主要参考博客:https://blog.csdn.net/zhuoyueljl/article/details/78536996
https://hubpages.com/technology/Instructions-for-compiling-rgbdslam-v2-on-a-fresh-Ubuntu-1604-install-ros-kinetic-in-virtualbox
https://www.cnblogs.com/yuanlibin/p/8549416.html
1.因为上面提到的第一篇博客是rgbdslam跑不成功主要是因为pcl和g2o不兼容,所以是直接安装rgbdslam,跑不成功时再去安装其他需要的库.避免安装不合适了再去卸载.(首荐第一篇博客)
2.安装完成之后测试数据集包
(1)第一个终端:roscore
(2)第二个终端:rosbag play rgbd_dataset.bag (这个一定要是下载的数据集包.bag文件,否则运行时出错)
(3)第三个终端:roslaunch rgbdslam rgbdslam.launch
成功的话就可以出现rgbd slam重构的界面.
3.基于Kinect v2实时运行RGBDSLAMv2
(1)在rgbdslam_v2-kinetic的安装包里面的launch文件新建一个rgbdslam_kinect2.launch文件
<launch>
<node pkg="rgbdslam" type="rgbdslam" name="rgbdslam" cwd="node" required="true" output="screen">
<!-- Input data settings-->
<param name="config/topic_image_mono" value="/kinect2/qhd/image_color_rect"/>
<param name="config/camera_info_topic" value="/kinect2/qhd/camera_info"/><param name="config/topic_image_depth" value="/kinect2/qhd/image_depth_rect"/><param name="config/topic_points" value=""/> <!--if empty, poincloud will be reconstructed from image and depth --><!-- These are the default values of some important parameters -->
<param name="config/feature_extractor_type" value="ORB"/><!-- also available: SIFT, SIFTGPU, SURF, SURF128 (extended SURF), ORB. -->
<param name="config/feature_detector_type" value="ORB"/><!-- also available: SIFT, SURF, GFTT (good features to track), ORB. -->
<param name="config/detector_grid_resolution" value="3"/><!-- detect on a 3x3 grid (to spread ORB keypoints and parallelize SIFT and SURF) --><param name="config/optimizer_skip_step" value="15"/><!-- optimize only every n-th frame -->
<param name="config/cloud_creation_skip_step" value="2"/><!-- subsample the images' pixels (in both, width and height), when creating the cloud (and therefore reduce memory consumption) --><param name="config/backend_solver" value="csparse"/><!-- pcg is faster and good for continuous online optimization, cholmod and csparse are better for offline optimization (without good initial guess)--><param name="config/pose_relative_to" value="first"/><!-- optimize only a subset of the graph: "largest_loop" = Everything from the earliest matched frame to the current one.

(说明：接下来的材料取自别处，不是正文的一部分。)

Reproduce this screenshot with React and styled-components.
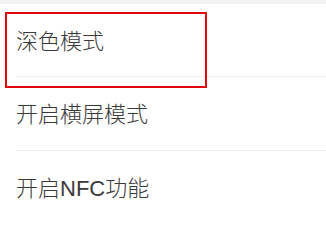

Use "first" to optimize the full graph, "inaffected" to optimize only the frames that were matched (not those inbetween for loops) --><param name="config/maximum_depth" value="2"/>
<param name="config/subscriber_queue_size" value="20"/><param name="config/min_sampled_candidates" value="30"/><!-- Frame-to-frame comparisons to random frames (big loop closures) -->
<param name="config/predecessor_candidates" value="20"/><!-- Frame-to-frame comparisons to sequential frames-->
<param name="config/neighbor_candidates" value="20"/><!-- Frame-to-frame comparisons to graph neighbor frames-->
<param name="config/ransac_iterations" value="140"/><param name="config/g2o_transformation_refinement" value="1"/>
<param name="config/icp_method" value="gicp"/> <!-- icp, gicp ... --><!--
<param name="config/max_rotation_degree" value="20"/>
<param name="config/max_translation_meter" value="0.5"/><param name="config/min_matches" value="30"/> <param name="config/min_translation_meter" value="0.05"/>
<param name="config/min_rotation_degree" value="3"/>
<param name="config/g2o_transformation_refinement" value="2"/>
<param name="config/min_rotation_degree" value="10"/><param name="config/matcher_type" value="ORB"/>-->
</node>
</launch>
在ros包里面写的.launch文件是不需要重新编译的可以直接运行
(2)最后基于Kinect v2的实时运行RGBDSLAMv2
第一个终端: roslaunch rgbdslam rgbdslam_kinect2.launch
第二个终端:roslaunch kinect2_bridge kinect2_bridge.launch
(一定要注意以上两个终端的执行顺序,否则运行不了)